Mountain range in Russia

The Primorsky Range (Приморский хребет) is a range of mountains in Southern Siberia, part of the South Siberian Mountains. Administratively the range belongs to the Irkutsk Oblast, Russian Federation. The settlement of Buguldeyka, Olkhonsky District, is located in the range area.

==Geography==
The Primorsky Range stretches northeastwards for about 350 km along the western shore of Lake Baikal from its southern end. It is located in the area of the sources of the Lena and to the north it connects with the Baikal Range, which also stretches along the lakeshore. Its eastern side is made mostly of rocky cliffs descending steeply to the shores of Lake Baikal, opposite Olkhon Island. The western slopes of the range are more gentle and are facing the Lena-Angara Plateau. The range includes highly developed karst forms.
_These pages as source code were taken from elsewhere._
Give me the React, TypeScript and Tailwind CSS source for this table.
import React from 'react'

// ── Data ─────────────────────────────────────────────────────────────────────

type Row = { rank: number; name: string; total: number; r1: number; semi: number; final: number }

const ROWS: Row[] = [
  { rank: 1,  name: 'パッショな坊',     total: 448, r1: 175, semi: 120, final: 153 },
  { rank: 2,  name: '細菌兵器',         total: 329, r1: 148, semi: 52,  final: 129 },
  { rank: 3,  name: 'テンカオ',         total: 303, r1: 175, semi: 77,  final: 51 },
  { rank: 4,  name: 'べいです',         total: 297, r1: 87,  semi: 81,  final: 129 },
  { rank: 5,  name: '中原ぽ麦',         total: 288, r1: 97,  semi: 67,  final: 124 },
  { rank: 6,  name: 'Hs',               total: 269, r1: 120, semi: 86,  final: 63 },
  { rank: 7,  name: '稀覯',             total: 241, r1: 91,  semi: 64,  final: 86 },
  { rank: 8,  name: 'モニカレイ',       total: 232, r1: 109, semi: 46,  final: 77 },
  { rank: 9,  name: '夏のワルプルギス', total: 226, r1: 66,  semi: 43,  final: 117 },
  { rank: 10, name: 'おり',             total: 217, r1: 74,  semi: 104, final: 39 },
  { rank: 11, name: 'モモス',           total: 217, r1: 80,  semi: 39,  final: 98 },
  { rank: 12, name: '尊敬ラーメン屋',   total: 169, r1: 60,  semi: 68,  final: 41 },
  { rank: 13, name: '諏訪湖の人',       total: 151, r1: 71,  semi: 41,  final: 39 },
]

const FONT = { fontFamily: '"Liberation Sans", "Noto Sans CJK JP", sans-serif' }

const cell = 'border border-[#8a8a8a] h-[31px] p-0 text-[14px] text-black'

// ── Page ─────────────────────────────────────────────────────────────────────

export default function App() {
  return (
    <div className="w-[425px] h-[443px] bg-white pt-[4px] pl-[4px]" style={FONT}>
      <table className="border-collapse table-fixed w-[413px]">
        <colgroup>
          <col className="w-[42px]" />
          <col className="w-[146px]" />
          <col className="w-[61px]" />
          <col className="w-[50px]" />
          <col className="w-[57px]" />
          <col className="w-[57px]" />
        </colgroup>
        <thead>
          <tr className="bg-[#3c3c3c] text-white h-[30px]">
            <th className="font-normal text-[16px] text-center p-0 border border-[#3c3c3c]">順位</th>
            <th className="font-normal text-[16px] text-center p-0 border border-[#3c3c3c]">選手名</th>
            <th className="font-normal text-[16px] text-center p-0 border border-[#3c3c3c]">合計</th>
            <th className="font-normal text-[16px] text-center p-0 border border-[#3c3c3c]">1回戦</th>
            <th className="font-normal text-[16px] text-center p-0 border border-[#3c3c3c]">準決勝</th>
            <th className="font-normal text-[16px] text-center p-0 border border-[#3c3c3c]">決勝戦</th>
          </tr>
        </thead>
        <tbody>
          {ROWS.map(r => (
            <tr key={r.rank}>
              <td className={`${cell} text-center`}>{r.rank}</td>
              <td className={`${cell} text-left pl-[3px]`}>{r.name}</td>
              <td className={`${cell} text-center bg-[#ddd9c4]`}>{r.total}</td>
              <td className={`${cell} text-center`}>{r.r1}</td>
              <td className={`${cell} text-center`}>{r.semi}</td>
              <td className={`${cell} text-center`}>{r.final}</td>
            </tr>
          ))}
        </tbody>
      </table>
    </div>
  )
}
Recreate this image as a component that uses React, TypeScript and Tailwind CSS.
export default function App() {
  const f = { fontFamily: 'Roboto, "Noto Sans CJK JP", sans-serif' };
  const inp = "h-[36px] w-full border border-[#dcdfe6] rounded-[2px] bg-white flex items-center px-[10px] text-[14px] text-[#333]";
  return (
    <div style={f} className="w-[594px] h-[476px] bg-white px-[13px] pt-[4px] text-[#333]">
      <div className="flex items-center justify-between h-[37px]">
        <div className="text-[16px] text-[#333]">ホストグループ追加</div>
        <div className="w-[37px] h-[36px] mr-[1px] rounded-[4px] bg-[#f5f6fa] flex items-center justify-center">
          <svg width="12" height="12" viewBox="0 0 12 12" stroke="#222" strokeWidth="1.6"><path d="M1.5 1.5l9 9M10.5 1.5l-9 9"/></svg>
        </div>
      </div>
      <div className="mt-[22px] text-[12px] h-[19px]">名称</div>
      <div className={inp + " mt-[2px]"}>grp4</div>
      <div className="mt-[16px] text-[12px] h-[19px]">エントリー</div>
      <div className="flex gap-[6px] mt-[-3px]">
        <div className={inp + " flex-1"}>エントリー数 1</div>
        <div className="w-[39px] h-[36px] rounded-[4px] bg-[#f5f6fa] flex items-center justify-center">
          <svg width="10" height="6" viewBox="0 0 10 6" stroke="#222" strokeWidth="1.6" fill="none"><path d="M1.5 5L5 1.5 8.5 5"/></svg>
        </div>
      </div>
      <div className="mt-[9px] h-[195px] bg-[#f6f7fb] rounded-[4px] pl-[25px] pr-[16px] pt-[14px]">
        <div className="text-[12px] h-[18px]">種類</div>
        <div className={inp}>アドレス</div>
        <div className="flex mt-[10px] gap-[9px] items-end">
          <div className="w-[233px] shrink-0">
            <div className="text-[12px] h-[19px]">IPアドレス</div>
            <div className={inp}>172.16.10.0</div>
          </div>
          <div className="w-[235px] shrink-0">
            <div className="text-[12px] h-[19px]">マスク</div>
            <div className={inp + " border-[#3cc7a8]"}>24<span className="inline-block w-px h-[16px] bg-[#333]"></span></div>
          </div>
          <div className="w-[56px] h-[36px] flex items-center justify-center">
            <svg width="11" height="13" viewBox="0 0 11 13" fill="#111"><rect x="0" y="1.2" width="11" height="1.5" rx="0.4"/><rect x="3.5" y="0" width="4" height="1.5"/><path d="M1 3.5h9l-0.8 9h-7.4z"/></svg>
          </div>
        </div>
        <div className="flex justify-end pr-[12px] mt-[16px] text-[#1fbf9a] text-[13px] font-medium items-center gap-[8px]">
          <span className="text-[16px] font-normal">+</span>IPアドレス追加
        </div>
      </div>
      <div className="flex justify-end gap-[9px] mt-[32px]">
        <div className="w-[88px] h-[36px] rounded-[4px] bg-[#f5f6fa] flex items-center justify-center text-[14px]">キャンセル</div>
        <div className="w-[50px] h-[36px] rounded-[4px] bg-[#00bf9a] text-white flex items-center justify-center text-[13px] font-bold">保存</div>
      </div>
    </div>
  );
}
The highest point of the Primorsky Range is Tryokhgolovy Golets, a 1746 m high ‘’golets’’-type of mountain with a bald peak, located in the northern section. Other high peaks are 1658 m high Sarminsky Golets, 1657 m high Khargitui Golets and 1336 m high Moryany Golets.
===Hydrography===
The Primorsky Range acts as a watershed between the rivers of the Lake Baikal and the Angara/Lena basins. Short and fast-flowing rivers have their sources in the range, including the Anga, Bolshaya Buguldeyka, Sarma and Goloustnaya, which flow into Lake Baikal. Also several left tributaries of the Lena, such as the Ilikta and Manzurka, as well as several small right tributaries of the Angara flow from the range.

==Flora==
The gentler slopes of the range are mainly covered with pine and larch forests and the northern half of the eastern slopes with steppe vegetation. There are bare summits (golets) in the higher elevations.